Um Lindo Dia na Vizinhança
Talvez o maior obstáculo que Um Lindo Dia na Vizinhança precise superar no Brasil seja nosso enorme desconhecimento sobre o apresentador de programa infantil estadunidense Fred Rogers ou Mr. Rogers, figura central para o filme. Rogers ficou no ar quase ininterruptamente com Mister Rogers’ Neighborhood de 1968 a 2001, influenciando, portanto, gerações de crianças. Ele já havia sido objeto do documentário Won’t You Be My Neighbor? (2018), que ajuda a situar sua persona e seu impacto histórico e cultural para quem, como eu, não o conhecia anteriormente.
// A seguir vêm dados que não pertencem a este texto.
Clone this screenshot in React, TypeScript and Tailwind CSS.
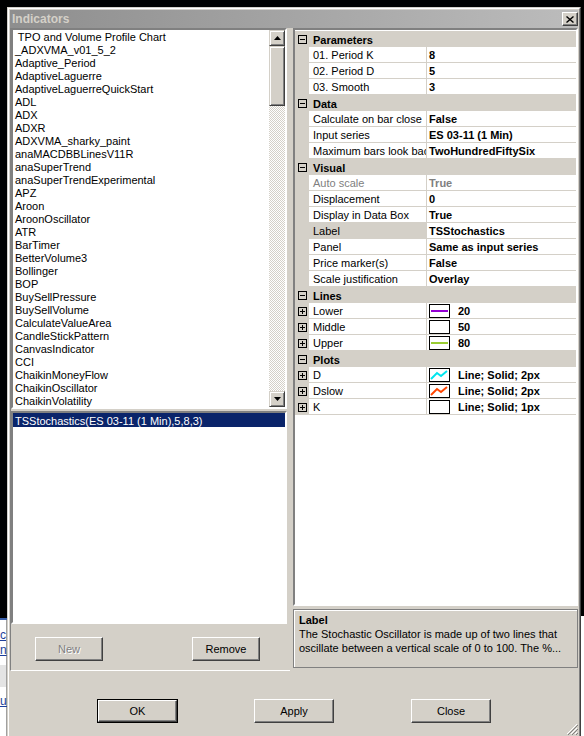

Em Um Lindo Dia na Vizinhança, o recorte é outro: Mr. Rogers (Tom Hanks) é um personagem auxiliar para a jornada de autoconhecimento e cura de Lloyd Vogel (Matthew Rhys), jornalista investigativo que precisa escrever um perfil do apresentador para a revista Esquire. A história aconteceu realmente em 1998 e o jornalista no qual Vogel é inspirado se chama Tom Junod. O artigo original, Can You Say… Hero? pode ser conferido aqui.
Entrevistar uma pessoa tão presente no imaginário popular pode ser uma tarefa ingrata, já que a imagem que se cria dela não necessariamente reflete a sua realidade. Mas logo Vogel, intrigado, percebe que Rogers não não é um personagem. Enquanto isso nós percebemos que o filme não é sobre Mr. Rogers e sim sobre como essa figura ajudou Vogel a olhar para si mesmo e seus problemas sob outras perspectivas. Rogers é esquivo e quando perguntado sobre questões pessoais, devolve-as ao jornalista. Dá pistas e afirma que “não há vida normal livre de sofrimento”. Ele mesmo carrega seus próprios fardos, mas não gosta de falar disso.
A forma como Rogers ensina as crianças a lidarem com a complexidade de seus sentimentos se volta a um adulto, mas não de maneira didática ou paternalista: é um diálogo que permite o próprio interlocutor destrinchar suas particularidades. Nesse sentido, o jeito bonachão de bom moço de Tom Hanks caiu como uma luva para representar a afabilidade e o tom acolhedor de Fred Rogers encarnado na ficção. Em determinado momento ele diz que a palavra mais bonita da Língua Americana de Sinais é amigo, sem explicar porque. Depois demonstra que a palavra, que consiste nos indicadores das duas mãos dobrados em C e enganchados um no outro. Mesmo em oposição, os dedos se conectam, o que de certa forma reflete a relação que se estabelece entre Vogel (e Junod) e Rogers.
Marielle Heller trabalha sua direção com mais confiança que em Poderia Me Perdoar?, seu filme anterior. Usando de elementos que flertam com o fantástico, ela amplia a escala da maquete presente no cenário do programa infantil, incorporando o mundo real nela e por vezes borrando o limite entre realidade e a fantasia, deslocando a história para um lugar que pode ser infância, mas pode também ser de onde o encantamento não se perdeu. O roteiro, de Noah Harpster e Micah Fitzerman-Blue, às vezes recorre ao sentimentalismo, mas não deixa de fazer sentido quando o filme trata da dificuldade de homens adultos expressarem sua emoção.
Como narrativa, Um Lindo Dia na Vizinhança funciona na medida em que sua inventividade renova o que poderia ser apenas mais um filme açucarado. Ele destoa do cinismo com o qual nos acostumamos, seja nas histórias que consumimos, seja na própria rotina da vida. Mas de forma singela, coloca em cheque relações e prioridades. Tudo que é mencionável é administrável.